Collected data |
┌────────
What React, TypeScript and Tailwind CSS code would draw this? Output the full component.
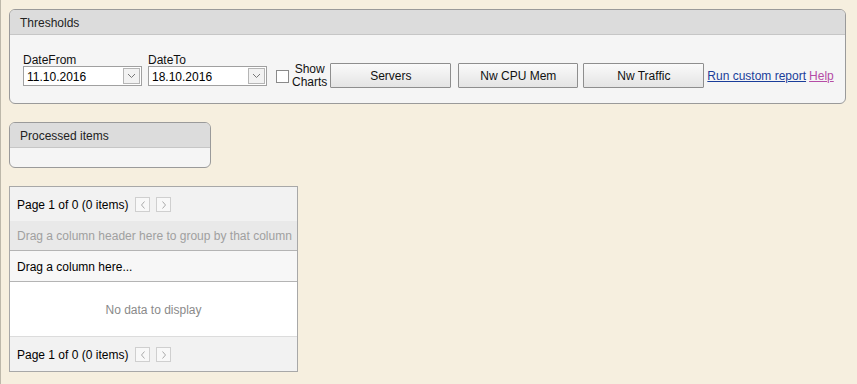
const FONT = "font-['Liberation_Sans',Arial,sans-serif]";

function DateBox({ label, value }: { label: string; value: string }) {
  return (
    <div className="flex flex-col">
      <span className="text-[12px] leading-[14px] text-[#111] h-[14px]">{label}</span>
      <div className="mt-[-1px] w-[119px] h-[20px] border border-[#a0a0a0] bg-white flex items-center justify-between">
        <span className="pl-[3px] pt-[1px] text-[12px] text-black">{value}</span>
        <div className="w-[17px] h-[16px] mr-[1px] border border-[#b5b5b5] bg-[#f2f2f2] flex items-center justify-center">
          <svg width="9" height="6" viewBox="0 0 9 6">
            <path d="M1 1 L4.5 4.5 L8 1" fill="none" stroke="#777" strokeWidth="1" />
          </svg>
        </div>
      </div>
    </div>
  );
}

function Btn({ children, w }: { children: string; w: string }) {
  return (
    <button className={`${w} h-[25px] pt-[1px] border border-[#8e8e8e] bg-gradient-to-b from-[#fafafa] to-[#e4e4e4] text-[12px] font-normal text-[#111] rounded-[1px]`}>
      {children}
    </button>
  );
}

function Pager() {
  return (
    <div className="h-[34px] pt-[1px] bg-[#f2f2f2] flex items-center pl-[7px] gap-[7px] text-[12px] text-black">
      <span>Page 1 of 0 (0 items)</span>
      <div className="flex gap-[6px]">
        <div className="w-[15px] h-[15px] border border-[#cfcfcf] bg-[#f8f8f8] flex items-center justify-center">
          <svg width="6" height="8" viewBox="0 0 6 8"><path d="M4.5 0.5 L1.5 4 L4.5 7.5" fill="none" stroke="#aaa" /></svg>
        </div>
        <div className="w-[15px] h-[15px] border border-[#cfcfcf] bg-[#f8f8f8] flex items-center justify-center">
          <svg width="6" height="8" viewBox="0 0 6 8"><path d="M1.5 0.5 L4.5 4 L1.5 7.5" fill="none" stroke="#aaa" /></svg>
        </div>
      </div>
    </div>
  );
}

export default function App() {
  return (
    <div className={`${FONT} w-[857px] h-[384px] bg-[#f6efdf] border-l border-[#bdb8aa] pl-[8px] pt-[9px] overflow-hidden`}>
      <div className="w-[837px] h-[95px] border border-[#9a9a9a] rounded-[6px] bg-[#f5f5f5] overflow-hidden">
        <div className="h-[25px] pt-[2px] bg-[#dcdcdc] border-b border-[#c6c6c6] flex items-center pl-[10px] text-[12px] text-[#222]">
          Thresholds
        </div>
        <div className="flex items-end pl-[13px] pt-[18px]">
          <DateBox label="DateFrom" value="11.10.2016" />
          <div className="w-[6px]" />
          <DateBox label="DateTo" value="18.10.2016" />
          <div className="flex items-center ml-[9px] mb-[-3px]">
            <div className="w-[13px] h-[13px] border border-[#8a8a8a] bg-white" />
            <span className="ml-[3px] text-[12px] leading-[13px] text-center text-[#111]">Show<br />Charts</span>
          </div>
          <div className="flex ml-[3px] mb-[-2px] items-center">
            <Btn w="w-[121px]">Servers</Btn>
            <div className="w-[7px]" />
            <Btn w="w-[120px]">Nw CPU Mem</Btn>
            <div className="w-[5px]" />
            <Btn w="w-[121px]">Nw Traffic</Btn>
            <a className="ml-[3px] pt-[1px] text-[12px] text-[#1a3d9a] underline">Run custom report</a>
            <a className="ml-[3px] pt-[1px] text-[12px] text-[#b44ca6] underline">Help</a>
          </div>
        </div>
      </div>

      <div className="mt-[18px] w-[202px] h-[46px] border border-[#9a9a9a] rounded-[6px] bg-[#f5f5f5] overflow-hidden">
        <div className="h-[25px] pt-[2px] bg-[#dcdcdc] border-b border-[#c6c6c6] flex items-center pl-[10px] text-[12px] text-[#222]">
          Processed items
        </div>
      </div>

      <div className="mt-[18px] w-[289px] border border-[#a8a8a8] bg-white flex flex-col">
        <Pager />
        <div className="h-[30px] pt-[1px] bg-[#e9e9e9] border-b border-[#b4b4b4] flex items-center pl-[7px] text-[12px] text-[#a0a0a0] whitespace-nowrap">
          Drag a column header here to group by that column
        </div>
        <div className="h-[31px] pt-[1px] bg-[#f7f7f7] border-b border-[#b4b4b4] flex items-center pl-[7px] text-[12px] text-black">
          Drag a column here...
        </div>
        <div className="h-[55px] pt-[1px] bg-white border-b border-[#dcdcdc] flex items-center justify-center text-[12px] text-[#8a8a8a]">
          No data to display
        </div>
        <Pager />
      </div>
    </div>
  );
}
└────────
Exercise | Every line of the data should be copied as it stands, without the images.

Response for this exercise |
What React, TypeScript and Tailwind CSS code would draw this? Output the full component.
const FONT = "font-['Liberation_Sans',Arial,sans-serif]";

function DateBox({ label, value }: { label: string; value: string }) {
  return (
    <div className="flex flex-col">
      <span className="text-[12px] leading-[14px] text-[#111] h-[14px]">{label}</span>
      <div className="mt-[-1px] w-[119px] h-[20px] border border-[#a0a0a0] bg-white flex items-center justify-between">
        <span className="pl-[3px] pt-[1px] text-[12px] text-black">{value}</span>
        <div className="w-[17px] h-[16px] mr-[1px] border border-[#b5b5b5] bg-[#f2f2f2] flex items-center justify-center">
          <svg width="9" height="6" viewBox="0 0 9 6">
            <path d="M1 1 L4.5 4.5 L8 1" fill="none" stroke="#777" strokeWidth="1" />
          </svg>
        </div>
      </div>
    </div>
  );
}

function Btn({ children, w }: { children: string; w: string }) {
  return (
    <button className={`${w} h-[25px] pt-[1px] border border-[#8e8e8e] bg-gradient-to-b from-[#fafafa] to-[#e4e4e4] text-[12px] font-normal text-[#111] rounded-[1px]`}>
      {children}
    </button>
  );
}

function Pager() {
  return (
    <div className="h-[34px] pt-[1px] bg-[#f2f2f2] flex items-center pl-[7px] gap-[7px] text-[12px] text-black">
      <span>Page 1 of 0 (0 items)</span>
      <div className="flex gap-[6px]">
        <div className="w-[15px] h-[15px] border border-[#cfcfcf] bg-[#f8f8f8] flex items-center justify-center">
          <svg width="6" height="8" viewBox="0 0 6 8"><path d="M4.5 0.5 L1.5 4 L4.5 7.5" fill="none" stroke="#aaa" /></svg>
        </div>
        <div className="w-[15px] h-[15px] border border-[#cfcfcf] bg-[#f8f8f8] flex items-center justify-center">
          <svg width="6" height="8" viewBox="0 0 6 8"><path d="M1.5 0.5 L4.5 4 L1.5 7.5" fill="none" stroke="#aaa" /></svg>
        </div>
      </div>
    </div>
  );
}

export default function App() {
  return (
    <div className={`${FONT} w-[857px] h-[384px] bg-[#f6efdf] border-l border-[#bdb8aa] pl-[8px] pt-[9px] overflow-hidden`}>
      <div className="w-[837px] h-[95px] border border-[#9a9a9a] rounded-[6px] bg-[#f5f5f5] overflow-hidden">
        <div className="h-[25px] pt-[2px] bg-[#dcdcdc] border-b border-[#c6c6c6] flex items-center pl-[10px] text-[12px] text-[#222]">
          Thresholds
        </div>
        <div className="flex items-end pl-[13px] pt-[18px]">
          <DateBox label="DateFrom" value="11.10.2016" />
          <div className="w-[6px]" />
          <DateBox label="DateTo" value="18.10.2016" />
          <div className="flex items-center ml-[9px] mb-[-3px]">
            <div className="w-[13px] h-[13px] border border-[#8a8a8a] bg-white" />
            <span className="ml-[3px] text-[12px] leading-[13px] text-center text-[#111]">Show<br />Charts</span>
          </div>
          <div className="flex ml-[3px] mb-[-2px] items-center">
            <Btn w="w-[121px]">Servers</Btn>
            <div className="w-[7px]" />
            <Btn w="w-[120px]">Nw CPU Mem</Btn>
            <div className="w-[5px]" />
            <Btn w="w-[121px]">Nw Traffic</Btn>
            <a className="ml-[3px] pt-[1px] text-[12px] text-[#1a3d9a] underline">Run custom report</a>
            <a className="ml-[3px] pt-[1px] text-[12px] text-[#b44ca6] underline">Help</a>
          </div>
        </div>
      </div>

      <div className="mt-[18px] w-[202px] h-[46px] border border-[#9a9a9a] rounded-[6px] bg-[#f5f5f5] overflow-hidden">
        <div className="h-[25px] pt-[2px] bg-[#dcdcdc] border-b border-[#c6c6c6] flex items-center pl-[10px] text-[12px] text-[#222]">
          Processed items
        </div>
      </div>

      <div className="mt-[18px] w-[289px] border border-[#a8a8a8] bg-white flex flex-col">
        <Pager />
        <div className="h-[30px] pt-[1px] bg-[#e9e9e9] border-b border-[#b4b4b4] flex items-center pl-[7px] text-[12px] text-[#a0a0a0] whitespace-nowrap">
          Drag a column header here to group by that column
        </div>
        <div className="h-[31px] pt-[1px] bg-[#f7f7f7] border-b border-[#b4b4b4] flex items-center pl-[7px] text-[12px] text-black">
          Drag a column here...
        </div>
        <div className="h-[55px] pt-[1px] bg-white border-b border-[#dcdcdc] flex items-center justify-center text-[12px] text-[#8a8a8a]">
          No data to display
        </div>
        <Pager />
      </div>
    </div>
  );
}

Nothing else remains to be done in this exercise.